Omit pictures and quote the listing below line by line, from its start through the line that holds "import React from 'react';".

* START DATA LINES *

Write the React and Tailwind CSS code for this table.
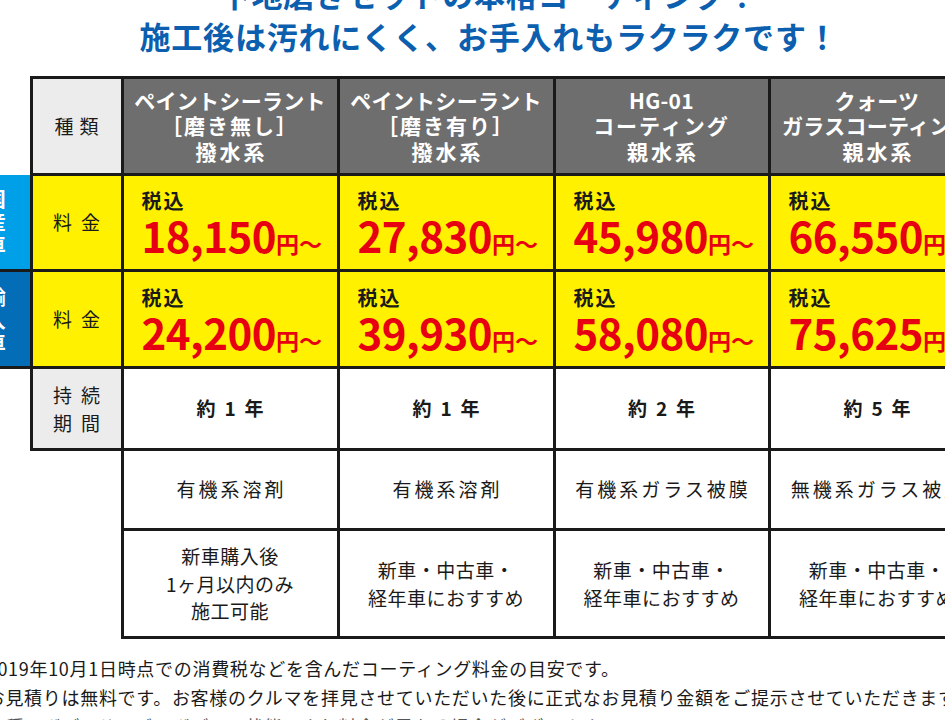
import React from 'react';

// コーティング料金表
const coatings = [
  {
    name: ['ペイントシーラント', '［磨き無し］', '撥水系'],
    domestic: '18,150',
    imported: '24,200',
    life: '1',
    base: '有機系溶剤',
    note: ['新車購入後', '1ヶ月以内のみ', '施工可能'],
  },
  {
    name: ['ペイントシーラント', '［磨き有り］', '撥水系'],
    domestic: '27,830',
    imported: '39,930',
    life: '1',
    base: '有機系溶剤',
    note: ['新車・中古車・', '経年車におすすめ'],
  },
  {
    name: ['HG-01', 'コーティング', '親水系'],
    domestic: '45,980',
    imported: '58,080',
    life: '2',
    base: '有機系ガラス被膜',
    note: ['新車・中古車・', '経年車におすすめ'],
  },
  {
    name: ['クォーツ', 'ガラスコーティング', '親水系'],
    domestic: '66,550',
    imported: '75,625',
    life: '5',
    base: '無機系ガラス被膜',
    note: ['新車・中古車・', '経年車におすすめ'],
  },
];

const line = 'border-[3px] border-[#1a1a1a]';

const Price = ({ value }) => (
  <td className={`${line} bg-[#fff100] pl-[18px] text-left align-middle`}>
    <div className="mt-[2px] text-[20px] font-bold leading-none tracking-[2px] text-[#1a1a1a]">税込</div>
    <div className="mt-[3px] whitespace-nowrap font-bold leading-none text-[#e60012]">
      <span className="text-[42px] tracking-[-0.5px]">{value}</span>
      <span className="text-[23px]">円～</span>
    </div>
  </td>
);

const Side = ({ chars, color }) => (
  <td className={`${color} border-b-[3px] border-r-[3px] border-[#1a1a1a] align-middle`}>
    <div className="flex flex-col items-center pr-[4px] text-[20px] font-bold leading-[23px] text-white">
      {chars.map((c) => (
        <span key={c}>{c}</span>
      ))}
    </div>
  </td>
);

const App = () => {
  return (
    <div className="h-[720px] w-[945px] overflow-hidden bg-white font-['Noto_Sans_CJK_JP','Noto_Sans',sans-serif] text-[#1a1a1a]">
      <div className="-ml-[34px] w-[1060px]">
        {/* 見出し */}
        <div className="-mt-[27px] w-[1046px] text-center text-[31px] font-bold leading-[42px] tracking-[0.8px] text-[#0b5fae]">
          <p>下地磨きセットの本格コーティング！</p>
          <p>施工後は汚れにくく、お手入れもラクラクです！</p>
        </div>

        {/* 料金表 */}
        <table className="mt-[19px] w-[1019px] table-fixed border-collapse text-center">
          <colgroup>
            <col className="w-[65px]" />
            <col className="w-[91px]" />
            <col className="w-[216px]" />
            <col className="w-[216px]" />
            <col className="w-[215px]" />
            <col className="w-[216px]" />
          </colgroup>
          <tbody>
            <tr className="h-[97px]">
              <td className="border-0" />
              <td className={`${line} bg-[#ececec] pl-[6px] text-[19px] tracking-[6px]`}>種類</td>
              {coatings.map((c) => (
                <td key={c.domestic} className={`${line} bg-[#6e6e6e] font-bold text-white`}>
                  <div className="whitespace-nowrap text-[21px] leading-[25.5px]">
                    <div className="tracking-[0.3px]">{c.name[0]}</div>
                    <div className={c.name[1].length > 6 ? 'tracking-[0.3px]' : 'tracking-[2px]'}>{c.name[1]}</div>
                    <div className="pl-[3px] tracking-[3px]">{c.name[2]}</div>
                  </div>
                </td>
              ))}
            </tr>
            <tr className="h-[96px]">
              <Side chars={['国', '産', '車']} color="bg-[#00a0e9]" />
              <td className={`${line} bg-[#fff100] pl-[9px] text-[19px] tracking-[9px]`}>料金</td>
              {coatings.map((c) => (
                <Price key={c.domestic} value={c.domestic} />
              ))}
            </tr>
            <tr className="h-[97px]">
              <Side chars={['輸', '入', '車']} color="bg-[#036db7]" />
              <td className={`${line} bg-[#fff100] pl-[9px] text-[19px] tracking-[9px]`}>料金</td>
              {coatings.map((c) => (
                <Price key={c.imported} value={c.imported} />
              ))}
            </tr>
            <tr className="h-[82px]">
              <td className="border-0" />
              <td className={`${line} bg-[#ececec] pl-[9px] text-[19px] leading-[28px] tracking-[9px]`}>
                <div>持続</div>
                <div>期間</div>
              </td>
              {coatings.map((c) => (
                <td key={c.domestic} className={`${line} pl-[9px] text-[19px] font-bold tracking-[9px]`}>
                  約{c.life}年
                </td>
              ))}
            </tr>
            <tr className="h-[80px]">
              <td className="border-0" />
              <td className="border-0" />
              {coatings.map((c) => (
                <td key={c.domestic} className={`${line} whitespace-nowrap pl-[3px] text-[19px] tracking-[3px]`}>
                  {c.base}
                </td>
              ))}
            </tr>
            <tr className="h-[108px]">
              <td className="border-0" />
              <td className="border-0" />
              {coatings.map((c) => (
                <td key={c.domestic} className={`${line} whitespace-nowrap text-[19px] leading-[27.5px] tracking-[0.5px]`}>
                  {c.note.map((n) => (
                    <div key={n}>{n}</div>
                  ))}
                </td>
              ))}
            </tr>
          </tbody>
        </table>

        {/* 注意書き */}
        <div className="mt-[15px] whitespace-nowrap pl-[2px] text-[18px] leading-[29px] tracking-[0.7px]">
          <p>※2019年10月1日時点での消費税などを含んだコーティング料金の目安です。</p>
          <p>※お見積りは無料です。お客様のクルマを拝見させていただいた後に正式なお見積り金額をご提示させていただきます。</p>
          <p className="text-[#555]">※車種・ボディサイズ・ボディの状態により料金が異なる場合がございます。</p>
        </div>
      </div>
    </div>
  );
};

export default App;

* END DATA LINES *

OUTPUT OF THE EXERCISE |
Write the React and Tailwind CSS code for this table.
import React from 'react';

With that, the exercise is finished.